-- Begin Dataset extract --

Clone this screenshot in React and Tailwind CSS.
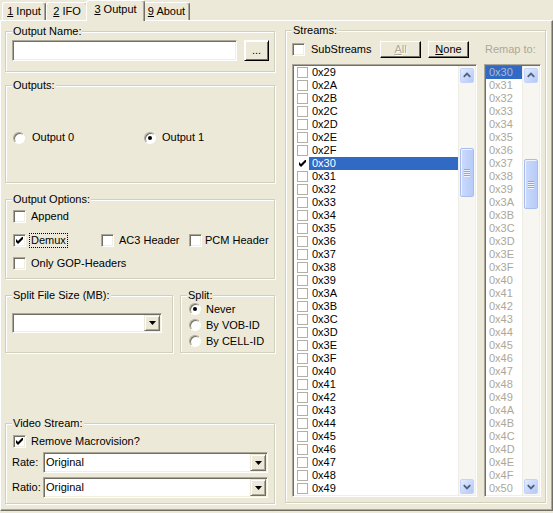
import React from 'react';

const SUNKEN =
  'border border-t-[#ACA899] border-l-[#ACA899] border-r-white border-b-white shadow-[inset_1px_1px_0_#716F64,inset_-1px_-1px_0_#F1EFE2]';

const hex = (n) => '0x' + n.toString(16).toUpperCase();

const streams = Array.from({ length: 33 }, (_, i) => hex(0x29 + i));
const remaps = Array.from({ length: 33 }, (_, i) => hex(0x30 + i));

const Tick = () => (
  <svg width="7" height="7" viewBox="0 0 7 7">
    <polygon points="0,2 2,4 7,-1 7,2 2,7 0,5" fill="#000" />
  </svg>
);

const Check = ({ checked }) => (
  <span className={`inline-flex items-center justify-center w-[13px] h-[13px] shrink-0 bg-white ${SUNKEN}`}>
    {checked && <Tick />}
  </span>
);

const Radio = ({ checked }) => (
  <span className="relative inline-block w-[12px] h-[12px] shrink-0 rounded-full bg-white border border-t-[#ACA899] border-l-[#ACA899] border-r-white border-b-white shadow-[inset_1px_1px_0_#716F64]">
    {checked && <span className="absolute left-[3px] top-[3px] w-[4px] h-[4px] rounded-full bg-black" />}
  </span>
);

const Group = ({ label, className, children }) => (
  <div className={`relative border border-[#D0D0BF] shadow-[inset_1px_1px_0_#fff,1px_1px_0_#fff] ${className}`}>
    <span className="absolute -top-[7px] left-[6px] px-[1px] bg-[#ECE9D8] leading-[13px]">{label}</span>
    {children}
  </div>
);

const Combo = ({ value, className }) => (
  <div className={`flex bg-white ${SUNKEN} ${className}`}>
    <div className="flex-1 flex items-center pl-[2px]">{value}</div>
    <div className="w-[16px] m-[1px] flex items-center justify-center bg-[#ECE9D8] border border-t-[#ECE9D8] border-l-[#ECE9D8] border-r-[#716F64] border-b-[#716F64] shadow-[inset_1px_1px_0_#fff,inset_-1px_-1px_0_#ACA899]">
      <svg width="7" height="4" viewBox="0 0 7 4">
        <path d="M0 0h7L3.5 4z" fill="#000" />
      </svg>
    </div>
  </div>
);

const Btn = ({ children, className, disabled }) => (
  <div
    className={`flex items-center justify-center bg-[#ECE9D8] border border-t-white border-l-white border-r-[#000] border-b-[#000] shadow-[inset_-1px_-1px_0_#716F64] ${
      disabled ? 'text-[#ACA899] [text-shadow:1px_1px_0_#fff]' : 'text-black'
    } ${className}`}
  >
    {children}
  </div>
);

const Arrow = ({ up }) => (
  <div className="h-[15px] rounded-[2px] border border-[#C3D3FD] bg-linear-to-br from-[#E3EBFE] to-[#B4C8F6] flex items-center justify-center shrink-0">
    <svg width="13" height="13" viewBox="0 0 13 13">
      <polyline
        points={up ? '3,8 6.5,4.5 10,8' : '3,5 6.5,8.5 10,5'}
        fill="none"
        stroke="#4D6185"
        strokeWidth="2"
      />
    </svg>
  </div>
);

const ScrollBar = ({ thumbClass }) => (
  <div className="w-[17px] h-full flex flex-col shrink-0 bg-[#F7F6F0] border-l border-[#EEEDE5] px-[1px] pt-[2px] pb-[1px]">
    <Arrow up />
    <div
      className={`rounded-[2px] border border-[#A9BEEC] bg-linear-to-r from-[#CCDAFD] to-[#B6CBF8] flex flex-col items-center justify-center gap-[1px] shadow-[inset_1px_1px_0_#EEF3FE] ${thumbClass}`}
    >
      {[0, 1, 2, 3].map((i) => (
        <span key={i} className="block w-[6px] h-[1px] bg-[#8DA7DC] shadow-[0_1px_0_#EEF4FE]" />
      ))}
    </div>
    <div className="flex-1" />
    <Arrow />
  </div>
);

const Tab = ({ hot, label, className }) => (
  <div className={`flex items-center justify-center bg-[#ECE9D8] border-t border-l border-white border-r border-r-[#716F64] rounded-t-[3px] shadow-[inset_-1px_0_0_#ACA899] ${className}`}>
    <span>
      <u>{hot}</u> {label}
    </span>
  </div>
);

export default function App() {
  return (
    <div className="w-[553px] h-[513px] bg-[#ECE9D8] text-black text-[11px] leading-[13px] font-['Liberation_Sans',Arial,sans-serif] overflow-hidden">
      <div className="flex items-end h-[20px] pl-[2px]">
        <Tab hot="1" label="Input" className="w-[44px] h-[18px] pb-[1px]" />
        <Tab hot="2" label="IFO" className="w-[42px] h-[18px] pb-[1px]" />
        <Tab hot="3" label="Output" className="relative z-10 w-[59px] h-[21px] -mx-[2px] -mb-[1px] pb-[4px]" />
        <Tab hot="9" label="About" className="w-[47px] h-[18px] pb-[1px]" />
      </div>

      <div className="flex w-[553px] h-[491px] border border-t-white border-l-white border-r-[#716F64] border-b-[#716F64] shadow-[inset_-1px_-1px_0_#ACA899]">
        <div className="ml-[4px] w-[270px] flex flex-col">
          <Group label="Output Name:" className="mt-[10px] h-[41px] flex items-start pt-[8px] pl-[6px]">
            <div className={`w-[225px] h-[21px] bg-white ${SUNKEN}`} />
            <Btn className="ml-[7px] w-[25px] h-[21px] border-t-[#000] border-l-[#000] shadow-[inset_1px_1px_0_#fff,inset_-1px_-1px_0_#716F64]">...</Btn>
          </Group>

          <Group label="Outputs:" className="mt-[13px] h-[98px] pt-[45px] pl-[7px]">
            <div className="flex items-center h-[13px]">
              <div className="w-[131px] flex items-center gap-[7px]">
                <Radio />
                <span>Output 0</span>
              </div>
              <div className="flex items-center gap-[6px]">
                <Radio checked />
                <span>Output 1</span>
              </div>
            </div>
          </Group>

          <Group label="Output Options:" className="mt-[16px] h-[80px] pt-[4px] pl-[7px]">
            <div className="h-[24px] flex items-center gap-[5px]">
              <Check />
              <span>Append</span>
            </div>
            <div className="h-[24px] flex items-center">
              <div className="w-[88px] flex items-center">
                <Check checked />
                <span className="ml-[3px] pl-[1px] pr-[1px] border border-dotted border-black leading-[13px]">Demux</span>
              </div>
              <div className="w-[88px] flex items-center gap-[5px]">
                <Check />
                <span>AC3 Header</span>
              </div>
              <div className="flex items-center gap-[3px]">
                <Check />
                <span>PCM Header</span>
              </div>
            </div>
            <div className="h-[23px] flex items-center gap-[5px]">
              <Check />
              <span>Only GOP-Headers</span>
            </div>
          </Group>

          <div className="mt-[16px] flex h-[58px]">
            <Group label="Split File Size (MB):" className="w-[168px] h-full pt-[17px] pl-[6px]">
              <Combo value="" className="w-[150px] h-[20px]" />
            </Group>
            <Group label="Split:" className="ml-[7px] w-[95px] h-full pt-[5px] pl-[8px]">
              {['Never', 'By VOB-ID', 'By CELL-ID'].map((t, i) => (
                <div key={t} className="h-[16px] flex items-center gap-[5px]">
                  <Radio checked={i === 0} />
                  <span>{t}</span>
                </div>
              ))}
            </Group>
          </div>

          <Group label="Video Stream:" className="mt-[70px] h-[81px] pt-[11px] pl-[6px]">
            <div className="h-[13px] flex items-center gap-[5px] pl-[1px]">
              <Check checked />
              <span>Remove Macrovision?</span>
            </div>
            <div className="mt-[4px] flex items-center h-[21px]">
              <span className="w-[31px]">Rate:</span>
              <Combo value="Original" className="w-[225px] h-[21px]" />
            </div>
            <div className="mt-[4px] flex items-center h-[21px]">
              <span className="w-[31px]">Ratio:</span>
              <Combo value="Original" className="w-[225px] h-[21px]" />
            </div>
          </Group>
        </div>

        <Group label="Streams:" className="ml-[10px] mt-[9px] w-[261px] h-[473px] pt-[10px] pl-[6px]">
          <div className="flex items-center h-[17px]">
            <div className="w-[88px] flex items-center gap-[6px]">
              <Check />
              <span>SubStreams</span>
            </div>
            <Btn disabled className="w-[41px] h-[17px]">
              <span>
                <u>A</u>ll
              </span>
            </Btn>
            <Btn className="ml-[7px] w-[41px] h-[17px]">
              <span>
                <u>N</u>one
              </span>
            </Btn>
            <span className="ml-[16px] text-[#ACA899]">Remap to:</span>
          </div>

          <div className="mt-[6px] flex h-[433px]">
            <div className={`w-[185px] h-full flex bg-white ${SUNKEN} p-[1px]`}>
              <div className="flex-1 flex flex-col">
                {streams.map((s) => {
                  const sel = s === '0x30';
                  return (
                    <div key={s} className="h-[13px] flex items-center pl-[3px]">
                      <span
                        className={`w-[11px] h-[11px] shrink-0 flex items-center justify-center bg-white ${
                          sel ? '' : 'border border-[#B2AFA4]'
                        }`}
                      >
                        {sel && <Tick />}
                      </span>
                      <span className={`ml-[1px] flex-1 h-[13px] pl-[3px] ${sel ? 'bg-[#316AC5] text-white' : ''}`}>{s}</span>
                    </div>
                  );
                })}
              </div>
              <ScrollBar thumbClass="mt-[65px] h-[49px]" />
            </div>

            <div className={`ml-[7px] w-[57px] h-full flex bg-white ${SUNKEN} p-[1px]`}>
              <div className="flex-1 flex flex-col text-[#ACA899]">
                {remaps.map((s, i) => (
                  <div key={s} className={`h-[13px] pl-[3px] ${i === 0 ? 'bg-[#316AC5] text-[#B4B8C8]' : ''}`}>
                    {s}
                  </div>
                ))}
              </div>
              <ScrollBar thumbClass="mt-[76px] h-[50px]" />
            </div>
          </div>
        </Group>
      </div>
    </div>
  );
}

-- End Dataset extract --

- **What is required**: Restate only the lines running from the start of the material above through the line containing "hex(0x30 + i));", ends included. No pictures.

- **Output for this task**:
Clone this screenshot in React and Tailwind CSS.
import React from 'react';

const SUNKEN =
  'border border-t-[#ACA899] border-l-[#ACA899] border-r-white border-b-white shadow-[inset_1px_1px_0_#716F64,inset_-1px_-1px_0_#F1EFE2]';

const hex = (n) => '0x' + n.toString(16).toUpperCase();

const streams = Array.from({ length: 33 }, (_, i) => hex(0x29 + i));
const remaps = Array.from({ length: 33 }, (_, i) => hex(0x30 + i));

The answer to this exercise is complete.